Problem to solve |
Write every entry out again exactly, please, and skip the pictures.

Entries with page source code |
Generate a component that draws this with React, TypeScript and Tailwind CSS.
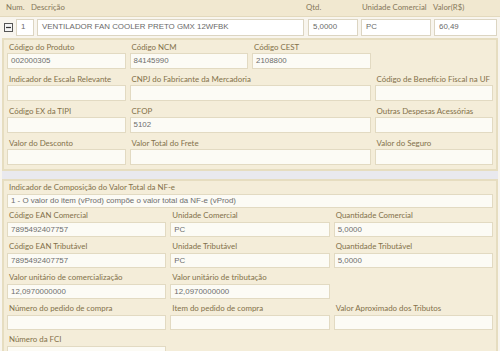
import React from "react";

const LBL = "block h-[12px] leading-[12px] text-[7.9px] text-[#83714a] whitespace-nowrap overflow-hidden pl-[2px]";
const INP = "flex items-center border border-[#e2dac2] bg-[#fcfbf5] pl-[3px] text-[7.9px] text-[#6e6e6e] whitespace-nowrap overflow-hidden";

function F1({ label, value = "", span = "" }: { label: string; value?: string; span?: string }) {
  return (
    <div className={`flex flex-col ${span}`}>
      <span className={LBL} style={{ fontFamily: "Lato, sans-serif" }}>{label}</span>
      <div className={`${INP} h-[16px] mb-[4px]`} style={{ fontFamily: "'Liberation Sans', Arial, sans-serif" }}>{value}</div>
    </div>
  );
}

function F2({ label, value = "", span = "", first = false }: { label: string; value?: string; span?: string; first?: boolean }) {
  return (
    <div className={`flex flex-col ${span}`}>
      <span className={`${LBL} h-[13px] leading-[13px]`} style={{ fontFamily: "Lato, sans-serif" }}>{label}</span>
      <div
        className={`${INP} ${first ? "h-[14px] mb-[1px]" : "h-[15px] mb-[3px]"}`}
        style={{ fontFamily: "'Liberation Sans', Arial, sans-serif" }}
      >
        {value}
      </div>
    </div>
  );
}

function Empty() {
  return <div />;
}

export default function App() {
  const arial = { fontFamily: "'Liberation Sans', Arial, sans-serif" };
  const lato = { fontFamily: "Lato, sans-serif" };
  const rowInp = "h-[17px] flex items-center border border-[#dcd5c2] bg-white pl-[4px] text-[7.9px] text-[#6a6a6a] whitespace-nowrap overflow-hidden";
  return (
    <div className="w-[500px] h-[351px] overflow-hidden bg-[#f8f5ee]">
      {/* header */}
      <div className="flex h-[17px] items-center bg-[#f1e8d0] border-b border-[#e3d9bd] text-[7.8px] text-[#85775a]" style={lato}>
        <span className="w-[31px] pl-[6px]">Num.</span>
        <span className="w-[275px]">Descrição</span>
        <span className="w-[56px]">Qtd.</span>
        <span className="w-[71px]">Unidade Comercial</span>
        <span>Valor(R$)</span>
      </div>
      {/* item row */}
      <div className="flex h-[20px] items-center" style={arial}>
        <div className="w-[16px] flex justify-center pl-[1px]">
          <svg width="9" height="9" viewBox="0 0 9 9">
            <rect x="0.5" y="0.5" width="8" height="8" fill="#f4f4f4" stroke="#555" strokeWidth="1" />
            <line x1="2" y1="4.5" x2="7" y2="4.5" stroke="#333" strokeWidth="1.2" />
          </svg>
        </div>
        <div className={`${rowInp} w-[18px]`}>1</div>
        <div className={`${rowInp} w-[267px] ml-[3px]`}>VENTILADOR FAN COOLER PRETO GMX 12WFBK</div>
        <div className={`${rowInp} w-[50px] ml-[4px]`}>5,0000</div>
        <div className={`${rowInp} w-[70px] ml-[3px]`}>PC</div>
        <div className={`${rowInp} w-[63px] ml-[3px]`}>60,49</div>
      </div>
      {/* panel 1 */}
      <div className="mx-[2px] mt-[1px] border-2 border-[#e6ddc0] bg-[#f4edd9] px-[3px] pt-[1px]">
        <div className="grid grid-cols-4 gap-x-[4px]">
          <F1 label="Código do Produto" value="002000305" />
          <F1 label="Código NCM" value="84145990" />
          <F1 label="Código CEST" value="2108800" />
          <Empty />
          <F1 label="Indicador de Escala Relevante" />
          <F1 label="CNPJ do Fabricante da Mercadoria" span="col-span-2" />
          <F1 label="Código de Benefício Fiscal na UF" />
          <F1 label="Código EX da TIPI" />
          <F1 label="CFOP" value="5102" span="col-span-2" />
          <F1 label="Outras Despesas Acessórias" />
          <F1 label="Valor do Desconto" />
          <F1 label="Valor Total do Frete" span="col-span-2" />
          <F1 label="Valor do Seguro" />
        </div>
      </div>
      <div className="h-[8px] bg-[#e9e9ee] mx-[2px]" />
      {/* panel 2 */}
      <div className="mx-[2px] border-2 border-[#e6ddc0] bg-[#f4edd9] px-[3px] h-[200px]">
        <div className="grid grid-cols-3 gap-x-[4px]">
          <F2 first label="Indicador de Composição do Valor Total da NF-e" value="1 - O valor do item (vProd) compõe o valor total da NF-e (vProd)" span="col-span-3" />
          <F2 label="Código EAN Comercial" value="7895492407757" />
          <F2 label="Unidade Comercial" value="PC" />
          <F2 label="Quantidade Comercial" value="5,0000" />
          <F2 label="Código EAN Tributável" value="7895492407757" />
          <F2 label="Unidade Tributável" value="PC" />
          <F2 label="Quantidade Tributável" value="5,0000" />
          <F2 label="Valor unitário de comercialização" value="12,0970000000" />
          <F2 label="Valor unitário de tributação" value="12,0970000000" />
          <Empty />
          <F2 label="Número do pedido de compra" />
          <F2 label="Item do pedido de compra" />
          <F2 label="Valor Aproximado dos Tributos" />
          <F2 label="Número da FCI" />
        </div>
      </div>
    </div>
  );
}
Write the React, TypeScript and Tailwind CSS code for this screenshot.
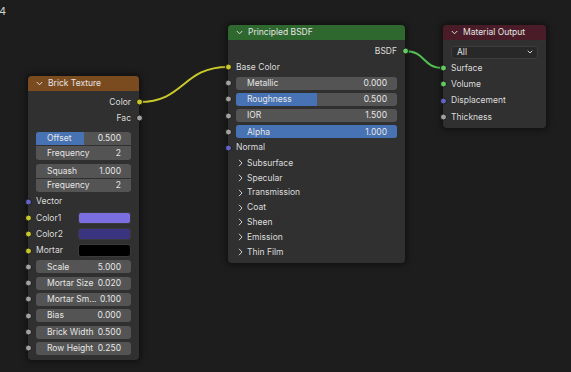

Solution to this exercise |
Generate a component that draws this with React, TypeScript and Tailwind CSS.
import React from "react";

const LBL = "block h-[12px] leading-[12px] text-[7.9px] text-[#83714a] whitespace-nowrap overflow-hidden pl-[2px]";
const INP = "flex items-center border border-[#e2dac2] bg-[#fcfbf5] pl-[3px] text-[7.9px] text-[#6e6e6e] whitespace-nowrap overflow-hidden";

function F1({ label, value = "", span = "" }: { label: string; value?: string; span?: string }) {
  return (
    <div className={`flex flex-col ${span}`}>
      <span className={LBL} style={{ fontFamily: "Lato, sans-serif" }}>{label}</span>
      <div className={`${INP} h-[16px] mb-[4px]`} style={{ fontFamily: "'Liberation Sans', Arial, sans-serif" }}>{value}</div>
    </div>
  );
}

function F2({ label, value = "", span = "", first = false }: { label: string; value?: string; span?: string; first?: boolean }) {
  return (
    <div className={`flex flex-col ${span}`}>
      <span className={`${LBL} h-[13px] leading-[13px]`} style={{ fontFamily: "Lato, sans-serif" }}>{label}</span>
      <div
        className={`${INP} ${first ? "h-[14px] mb-[1px]" : "h-[15px] mb-[3px]"}`}
        style={{ fontFamily: "'Liberation Sans', Arial, sans-serif" }}
      >
        {value}
      </div>
    </div>
  );
}

function Empty() {
  return <div />;
}

export default function App() {
  const arial = { fontFamily: "'Liberation Sans', Arial, sans-serif" };
  const lato = { fontFamily: "Lato, sans-serif" };
  const rowInp = "h-[17px] flex items-center border border-[#dcd5c2] bg-white pl-[4px] text-[7.9px] text-[#6a6a6a] whitespace-nowrap overflow-hidden";
  return (
    <div className="w-[500px] h-[351px] overflow-hidden bg-[#f8f5ee]">
      {/* header */}
      <div className="flex h-[17px] items-center bg-[#f1e8d0] border-b border-[#e3d9bd] text-[7.8px] text-[#85775a]" style={lato}>
        <span className="w-[31px] pl-[6px]">Num.</span>
        <span className="w-[275px]">Descrição</span>
        <span className="w-[56px]">Qtd.</span>
        <span className="w-[71px]">Unidade Comercial</span>
        <span>Valor(R$)</span>
      </div>
      {/* item row */}
      <div className="flex h-[20px] items-center" style={arial}>
        <div className="w-[16px] flex justify-center pl-[1px]">
          <svg width="9" height="9" viewBox="0 0 9 9">
            <rect x="0.5" y="0.5" width="8" height="8" fill="#f4f4f4" stroke="#555" strokeWidth="1" />
            <line x1="2" y1="4.5" x2="7" y2="4.5" stroke="#333" strokeWidth="1.2" />
          </svg>
        </div>
        <div className={`${rowInp} w-[18px]`}>1</div>
        <div className={`${rowInp} w-[267px] ml-[3px]`}>VENTILADOR FAN COOLER PRETO GMX 12WFBK</div>
        <div className={`${rowInp} w-[50px] ml-[4px]`}>5,0000</div>
        <div className={`${rowInp} w-[70px] ml-[3px]`}>PC</div>
        <div className={`${rowInp} w-[63px] ml-[3px]`}>60,49</div>
      </div>
      {/* panel 1 */}
      <div className="mx-[2px] mt-[1px] border-2 border-[#e6ddc0] bg-[#f4edd9] px-[3px] pt-[1px]">
        <div className="grid grid-cols-4 gap-x-[4px]">
          <F1 label="Código do Produto" value="002000305" />
          <F1 label="Código NCM" value="84145990" />
          <F1 label="Código CEST" value="2108800" />
          <Empty />
          <F1 label="Indicador de Escala Relevante" />
          <F1 label="CNPJ do Fabricante da Mercadoria" span="col-span-2" />
          <F1 label="Código de Benefício Fiscal na UF" />
          <F1 label="Código EX da TIPI" />
          <F1 label="CFOP" value="5102" span="col-span-2" />
          <F1 label="Outras Despesas Acessórias" />
          <F1 label="Valor do Desconto" />
          <F1 label="Valor Total do Frete" span="col-span-2" />
          <F1 label="Valor do Seguro" />
        </div>
      </div>
      <div className="h-[8px] bg-[#e9e9ee] mx-[2px]" />
      {/* panel 2 */}
      <div className="mx-[2px] border-2 border-[#e6ddc0] bg-[#f4edd9] px-[3px] h-[200px]">
        <div className="grid grid-cols-3 gap-x-[4px]">
          <F2 first label="Indicador de Composição do Valor Total da NF-e" value="1 - O valor do item (vProd) compõe o valor total da NF-e (vProd)" span="col-span-3" />
          <F2 label="Código EAN Comercial" value="7895492407757" />
          <F2 label="Unidade Comercial" value="PC" />
          <F2 label="Quantidade Comercial" value="5,0000" />
          <F2 label="Código EAN Tributável" value="7895492407757" />
          <F2 label="Unidade Tributável" value="PC" />
          <F2 label="Quantidade Tributável" value="5,0000" />
          <F2 label="Valor unitário de comercialização" value="12,0970000000" />
          <F2 label="Valor unitário de tributação" value="12,0970000000" />
          <Empty />
          <F2 label="Número do pedido de compra" />
          <F2 label="Item do pedido de compra" />
          <F2 label="Valor Aproximado dos Tributos" />
          <F2 label="Número da FCI" />
        </div>
      </div>
    </div>
  );
}
Write the React, TypeScript and Tailwind CSS code for this screenshot.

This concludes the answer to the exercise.